« Il est bien connu que le rôle de la Chine dans la réduction de la pauvreté mondiale et les inégalités mondiales a été crucial. Par exemple, selon Chen et Ravallion, entre 1981 et 2005, 98 % de la réduction de la pauvreté mondiale, calculée en utilisant un seuil de pauvreté à 1 dollar par jour et par personne, est due à la Chine. Le rôle de la Chine fut également impressionnant en ce qui concerne la réduction des inégalités mondiales (c’est-à-dire les inégalités entre tous les individus dans le monde).

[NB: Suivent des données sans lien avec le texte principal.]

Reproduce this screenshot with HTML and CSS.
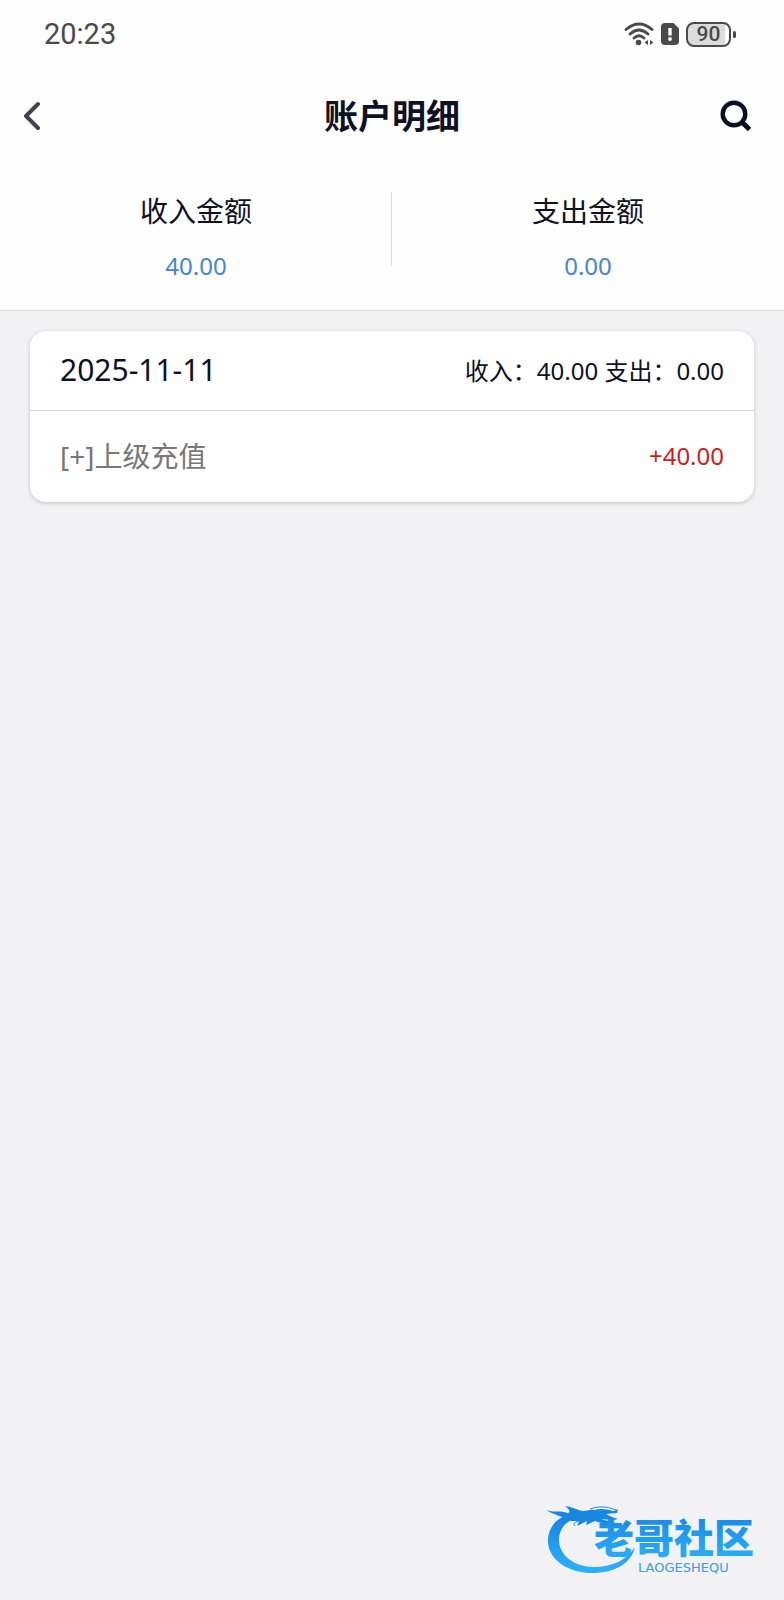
FILE: index.html
```html
<!DOCTYPE html>
<html lang="zh-CN">
<head>
  <meta charset="UTF-8">
  <meta name="viewport" content="width=device-width, initial-scale=1.0">
  <title>账户明细</title>
  <link rel="stylesheet" href="styles.css">
</head>
<body>
  <!-- Status Bar -->
  <div class="status-bar">
    <span class="time">20:23</span>
    <div class="status-icons">
      <svg width="30" height="24" viewBox="0 0 30 24" fill="none" stroke="#4a4a4a" stroke-width="2.800" stroke-linecap="round">
        <path d="M2 7.500Q15 -3.500 28 7.500"/>
        <path d="M6 12Q15 4 24 12"/>
        <path d="M10 16Q15 11.500 20 16"/>
        <circle cx="14.500" cy="20.500" r="2.800" fill="#4a4a4a" stroke="none"/>
        <path d="M24 18v5l-3.500-2.500zM26 18v5l3.500-2.500z" fill="#4a4a4a" stroke="none"/>
      </svg>
      <svg width="18" height="24" viewBox="0 0 18 24">
        <path d="M4 1h8.500L18 6.500V19a4 4 0 0 1-4 4H4a4 4 0 0 1-4-4V5a4 4 0 0 1 4-4z" fill="#4a4a4a"/>
        <path d="M9 6v7.500" stroke="#fff" stroke-width="3.400"/>
        <circle cx="9" cy="17" r="1.900" fill="#fff"/>
      </svg>
      <div class="battery">90</div>
    </div>
  </div>

  <!-- Header Section -->
  <header>
    <button class="icon-btn" aria-label="返回">
      <svg width="18" height="30" viewBox="0 0 18 30" fill="none" stroke="#454250" stroke-width="4" stroke-linecap="round" stroke-linejoin="round">
        <path d="M14 3L2 15l12 12"/>
      </svg>
    </button>
    <h1>账户明细</h1>
    <button class="icon-btn" aria-label="搜索">
      <svg width="32" height="32" viewBox="0 0 32 32" fill="none" stroke="#0b0d22" stroke-width="4.400">
        <circle cx="14" cy="14" r="11.300"/>
        <path d="M22 22l7.500 7.500" stroke-width="5"/>
      </svg>
    </button>
  </header>

  <!-- Summary Section -->
  <section class="summary">
    <div class="summary-item">
      <h2>收入金额</h2>
      <p>40.00</p>
    </div>
    <div class="summary-item">
      <h2>支出金额</h2>
      <p>0.00</p>
    </div>
  </section>

  <!-- Records Section -->
  <main>
    <section class="card">
      <div class="card-row card-head">
        <h3>2025-11-11</h3>
        <p>收入：40.00 支出：0.00</p>
      </div>
      <div class="card-row record">
        <span class="record-name">[+]上级充值</span>
        <span class="amount">+40.00</span>
      </div>
    </section>
  </main>

  <!-- Watermark -->
  <div class="watermark">
    <svg width="230" height="80" viewBox="0 0 230 80">
      <defs>
        <linearGradient id="blue" x1="0" y1="0" x2="0" y2="1">
          <stop offset="0" stop-color="#1384e2"/>
          <stop offset="1" stop-color="#2db2fb"/>
        </linearGradient>
      </defs>
      <path d="M31 14C16 17 7 29 8 43C10 62 31 74 55 73C75 72 91 64 95 47C87 60 72 67 54 67C34 67 19 55 19 40C19 29 26 21 36 18z" fill="url(#blue)"/>
      <path d="M6 10C13 13 20 10 28 13C31 12 29 9 25 6C33 7 37 10 43 11C47 11 50 9 54 10C60 8 66 9 74 11L78 9L77 13L66 14C70 16 74 18 78 19C72 21 66 19 61 19C66 21 71 21 75 22C70 25 60 23 55 21L46 25L47 21L37 26L39 21L31 21C24 17 14 15 6 10z" fill="#1788df"/>
      <path d="M50 9C58 6 66 6 76 10M39 21C34 22 33 24 35 26" fill="none" stroke="#1a8ee6"/>
      <text class="brand" x="54" y="53" fill="url(#blue)">老哥社区</text>
      <text class="brand-latin" x="98" y="72">LAOGESHEQU</text>
    </svg>
  </div>
</body>
</html>
```

FILE: styles.css
```css
/* General Styles */
* {
  margin: 0;
  padding: 0;
  box-sizing: border-box;
}

body {
  font-family: "Noto Sans", "Noto Sans CJK SC", sans-serif;
  background-color: #f2f2f4;
  color: #0e1024;
  min-height: 100vh;
  position: relative;
}

h1, h2, h3 {
  font-weight: 400;
}

/* Status Bar */
.status-bar {
  display: flex;
  justify-content: space-between;
  align-items: center;
  height: 68px;
  padding: 0 48px 0 44px;
  background-color: #fefefe;
}

.time {
  font-family: Roboto, sans-serif;
  font-size: 29px;
  color: #4a4a4a;
}

.status-icons {
  display: flex;
  align-items: center;
  gap: 7px;
}

.battery {
  width: 45px;
  height: 25px;
  margin-right: 5px;
  border: 2px solid #4a4a4a;
  border-radius: 8px;
  background: linear-gradient(to right, #dcdcdc 90%, #fefefe 90%);
  color: #4a4a4a;
  font: 500 21px/21px Roboto, sans-serif;
  text-align: center;
  position: relative;
}

.battery::after {
  content: "";
  position: absolute;
  right: -7px;
  top: 7px;
  width: 3px;
  height: 7px;
  border-radius: 2px;
  background-color: #4a4a4a;
}

/* Header */
header {
  display: flex;
  justify-content: space-between;
  align-items: center;
  height: 96px;
  padding: 0 24px;
  background-color: #fefefe;
}

header h1 {
  font-size: 34px;
  line-height: 48px;
  font-weight: 700;
}

.icon-btn {
  display: flex;
  width: 40px;
  border: none;
  background: none;
  cursor: pointer;
}

/* Summary */
.summary {
  display: flex;
  padding: 28px 0 26px;
  background-color: #fefefe;
  border-bottom: 1px solid #d9d9dc;
}

.summary-item {
  flex: 1;
  text-align: center;
}

.summary-item:first-child {
  background: linear-gradient(#d9d9dc, #d9d9dc) no-repeat right top / 1px 74px;
}

.summary-item h2 {
  font-size: 28px;
  line-height: 38px;
}

.summary-item p {
  margin-top: 18px;
  font-size: 24px;
  line-height: 36px;
  color: #4387d0;
}

/* Records */
main {
  padding: 20px 30px;
}

.card {
  background-color: #fff;
  border-radius: 16px;
  box-shadow: 0 1px 4px rgba(0, 0, 0, 0.2);
}

.card-row {
  display: flex;
  justify-content: space-between;
  align-items: center;
  padding: 0 30px 2px;
  font-size: 24px;
}

.card-head {
  height: 80px;
  border-bottom: 1px solid #d9d9dc;
}

.card-head h3 {
  font-size: 30px;
}

.record {
  height: 91px;
}

.record-name {
  font-size: 28px;
  line-height: 36px;
  color: #777;
}

.amount {
  color: #c91f20;
}

/* Watermark */
.watermark {
  position: absolute;
  right: 14px;
  bottom: 20px;
}

.watermark svg {
  display: block;
}

.brand {
  font-family: "Noto Sans CJK SC", sans-serif;
  font-size: 40px;
  font-weight: 900;
}

.brand-latin {
  font-family: "DejaVu Sans", sans-serif;
  font-size: 13px;
  fill: #3c9be4;
}
```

Considérons la ligne rouge en pointillées sur le graphique 1 ci-dessous. Elle montre l’évolution des inégalités mondiales sans la Chine. La ligne est croissante jusqu’à 2003 et est légèrement décroissante entre 2003 et 2011 (année d’où datent les dernières données disponibles). Maintenant, considérons la ligne bleue sur le même graphique. Elle inclut les données chinoises : elle est décroissante sur toute la période et en particulier en fin de période. La conclusion est simple : sans la Chine, les inégalités mondiales auraient été globalement constantes au cours des 25 dernières années et finalement le niveau qu’elles auraient atteint en 2011 aurait été plus élevé que celui qu’elles atteignaient en 1988. Avec la Chine, cependant, les inégalités mondiales ont diminué.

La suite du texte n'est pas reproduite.